Upon arriving at the gallery, guests will be greeted by a large airplane wing-like structure, spinning slowly driven by a belt and pulley, solar-powered mechanical system.  The light-reflective 6x14-foot sculpture, “Alelle,” is made of plywood, plastic window screen, aluminum tubing, and silver reflective foil and refers to “the transformation of energy from the sun into electrical and mechanical energy, the building blocks of nature, and the basic elements we’re not respecting.”

Other highlights include “Micromextechdeafa sic,” a gape-mouthed golden skull covered in Mexican centavos.  Like other pieces in the exhibition, the surveillance sculpture is rigged with microphones to capture the comments of spectators and transmit them via pirate and FM radio to listeners within range.  Speakers will be set up around the gallery and throughout campus, allowing listeners to eavesdrop on the comments and conversations Lloyd’s artwork evokes.

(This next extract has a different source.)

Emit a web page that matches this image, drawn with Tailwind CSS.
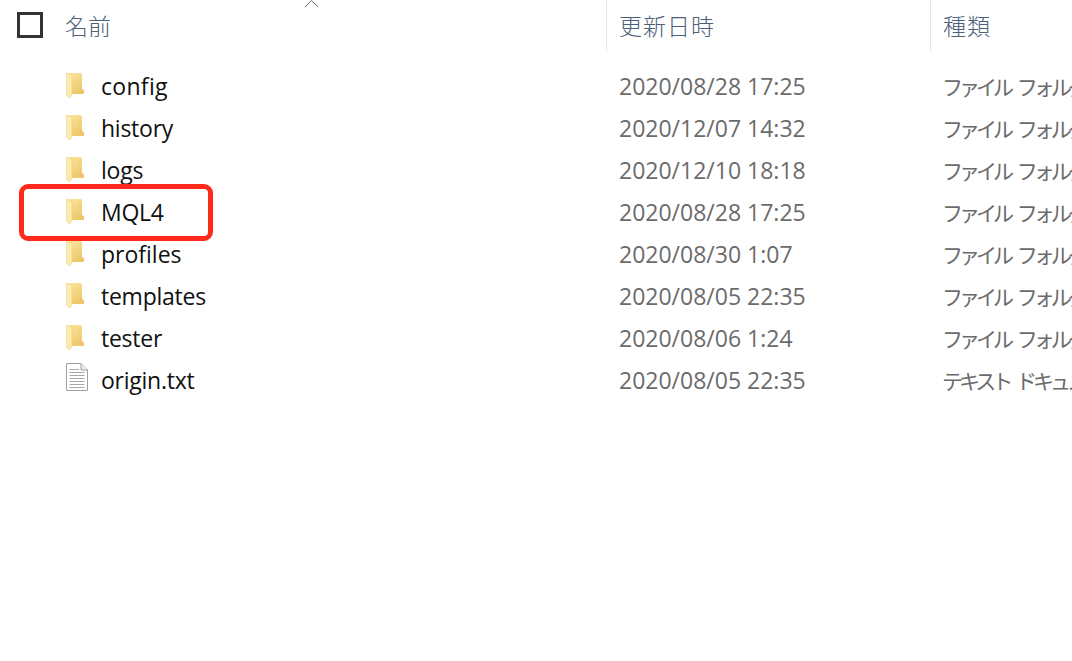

“You have to take responsibility for what you say in front of these paintings and sculptures,” Lloyd said.  “The work becomes a vehicle, a vessel, a facilitator for some kind of social interaction.”

“Defense Spending” is a giant red, marbled slab of irradiated meat, shaped into an axe.  The sculpture is represented in a photograph on the gallery’s wall only; the actual work is stored at UCLA in a radiation storage facility because it’s too radioactive to be exhibited.

Expanding on his 1978 exhibition of the same name, Lloyd has updated his work by incorporating almost every form of modern communication technology so that people can participate in real time from all over the world.  The artwork and its observers will be broadcast to various devices in the gallery, campus, and around the world via radio, streaming video, and social media.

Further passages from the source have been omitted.